I appreciate your post. I feel like there are a few people out there who got defective tracks and now everyone thinks joining track is a bad idea.
The tracks should **** together. The saw actually doesn’t care about the edge of the aluminum track. That can be off a little.

The saw actually runs on the raised part to the right of the 2 holes in the picture. Thats the feature that has to be straight.
These are extrusions so they should be dimensionally very good. The only real way to screw up a track is to have the ends cut out of square with that raised feature.
I’ve never done it but you could probably recut the ends with a chop saw.
Point is, I have old Bosch track and new Milwaukee track and both sets are better than they need to be. If you get bad track, send them back. If you have out of warranty track, try swapping them end for end. Maybe if one end is out the other is square. If both ends are out, theoretically you can fix it with a machinists square and a file.

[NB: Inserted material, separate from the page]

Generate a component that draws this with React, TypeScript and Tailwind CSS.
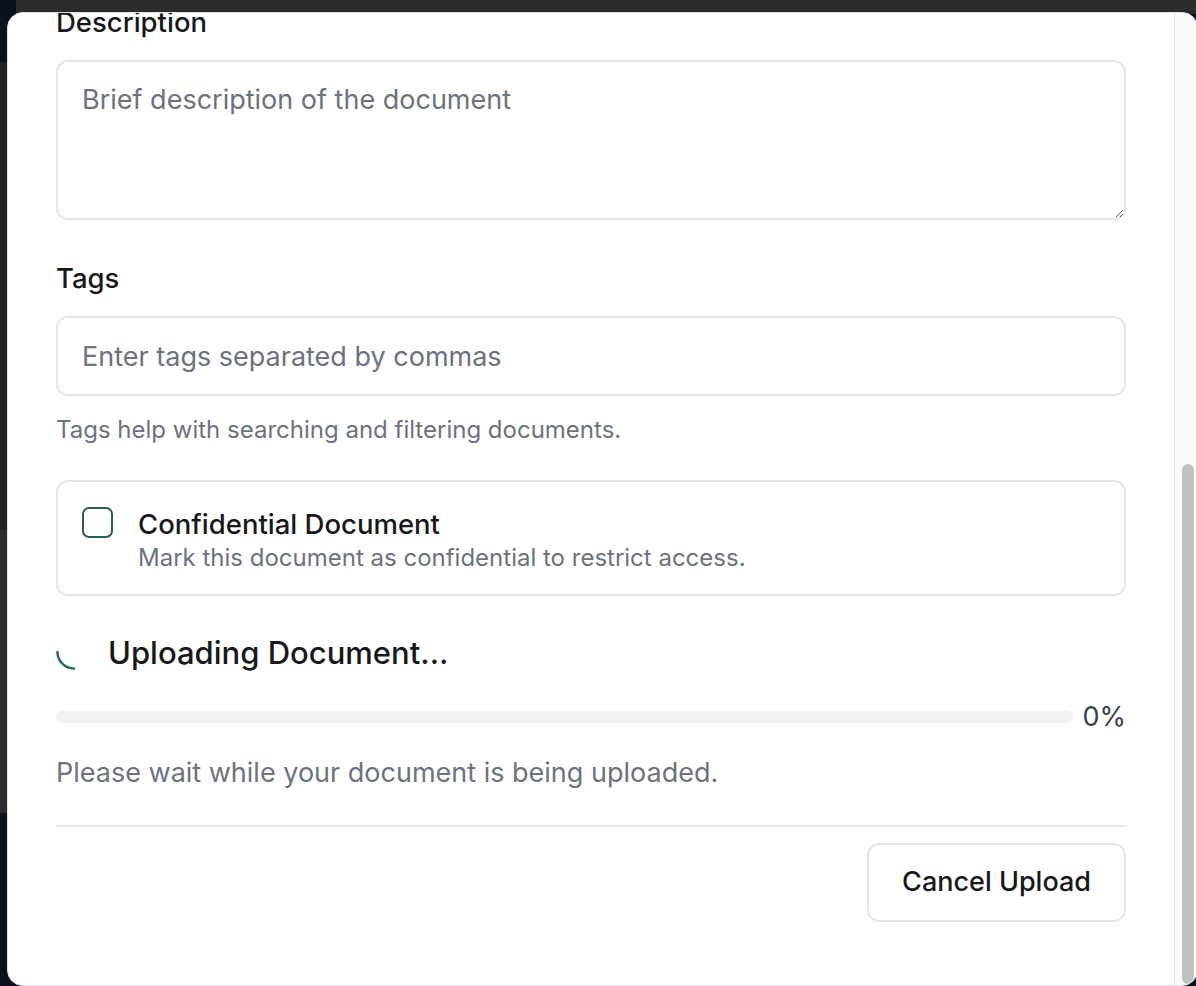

The connectors are not supposed to force the tracks straight. You **** them hard, then tighten the grub screws.
One more thing: The tracks aren’t all identical, but they are basically interchangeable between Festool, Milwaukee, Makita and maybe Maffel. If you were worried, either buy and check and plan to make a return, or buy Festool. I don’t think there’s an enormous price difference. (The difference in tracks is the non slip strips on the bottom and the anti tip feature that many of us will never use.
Edit: Props to anyone who can correctly identify the wooden plane in the pic above. Hint, there’s a piece of scrap on the bench showing what it does and explains why I’m using it.